Abstract

In a Freudian/gender approach to the issue of male sex identity in Charles Dickens’s fiction, the present article starts from Edmund Wilson’s seminal study ‘The Two Scrooges.’ It throws light on the way Dickens functioned in his earlier novels ambivalently or irresolutely, but alternately, on two opposite poles of his mind, those of self-identification with the benign—but eventually possibly inadequate—father image in the Pickwick Papers—the second Scrooge—or of a counter identification with its opposite negative image—the Rebels—in Oliver Twist, leaving the question of sex identity open or in a state of conundrum. Towards the end of Charles Dickens’s life, in Our Mutual Friend or in The Mystery of Edwin Drood, his fiction seems to present the reader with an image of the two Scrooges threatening to merge into one, hence the confusion about who the son is: a murderer or a murdered man.
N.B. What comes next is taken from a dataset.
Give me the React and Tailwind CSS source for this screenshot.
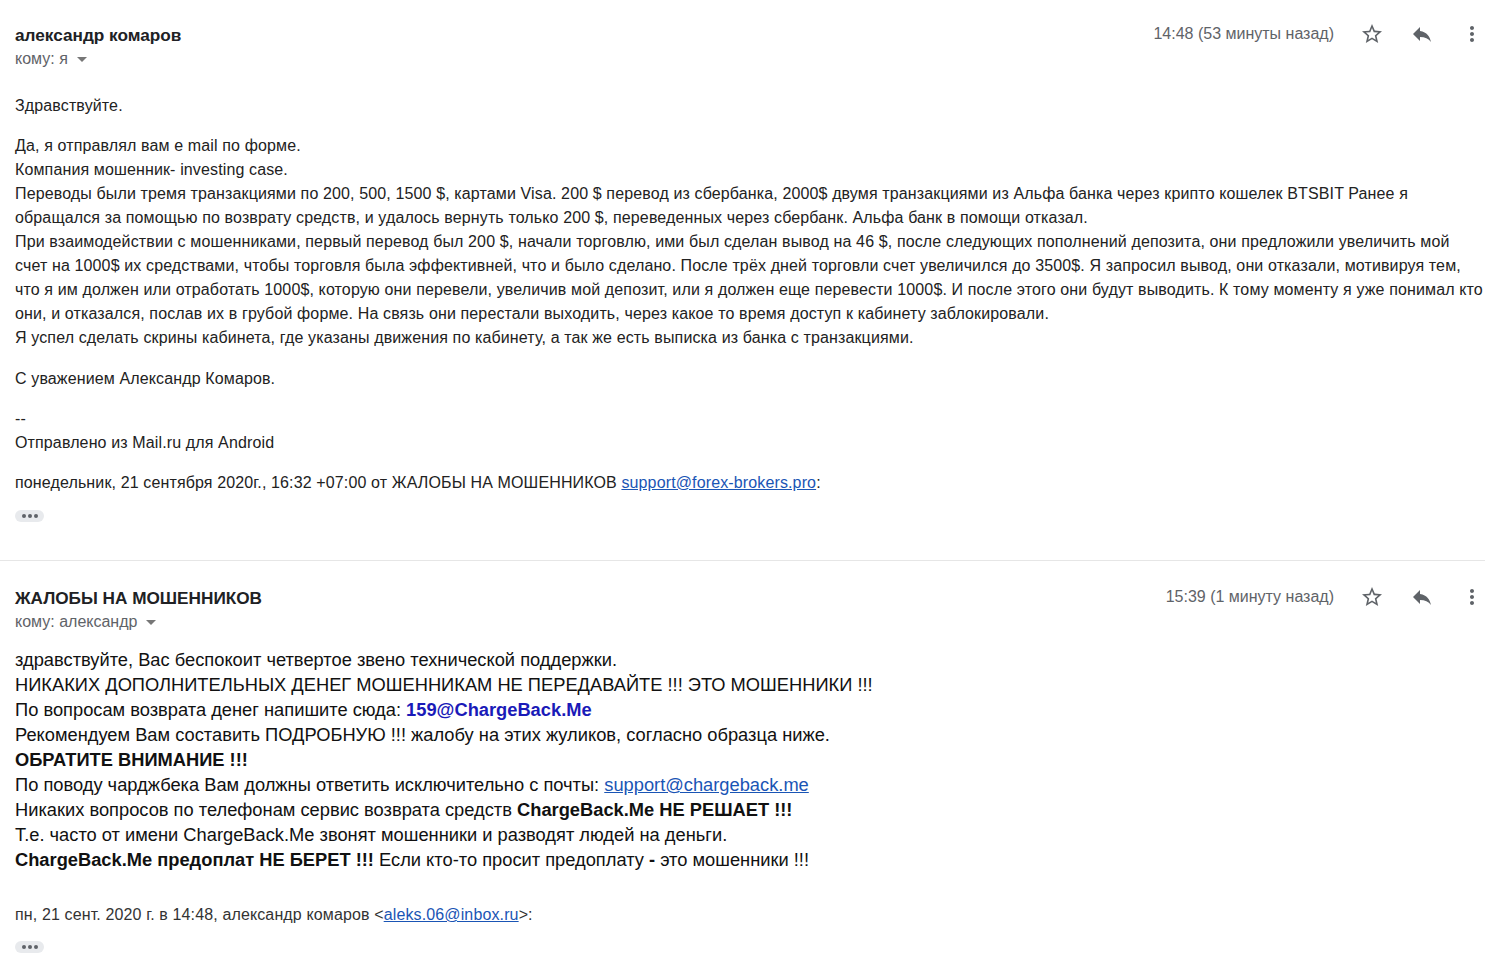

In some ways the Headstone-Wrayburn couple with its repressed homosexual undertones seems to function as an echo of that duplicity and uncertainty about the identity of the son. The first Scrooge seems to come very close to overcoming the second in that process. Eventually, the question of femininity and masculinity in male identity—the conundrum of sexual identity—seems to be still more at the heart of Charles Dickens’s fiction.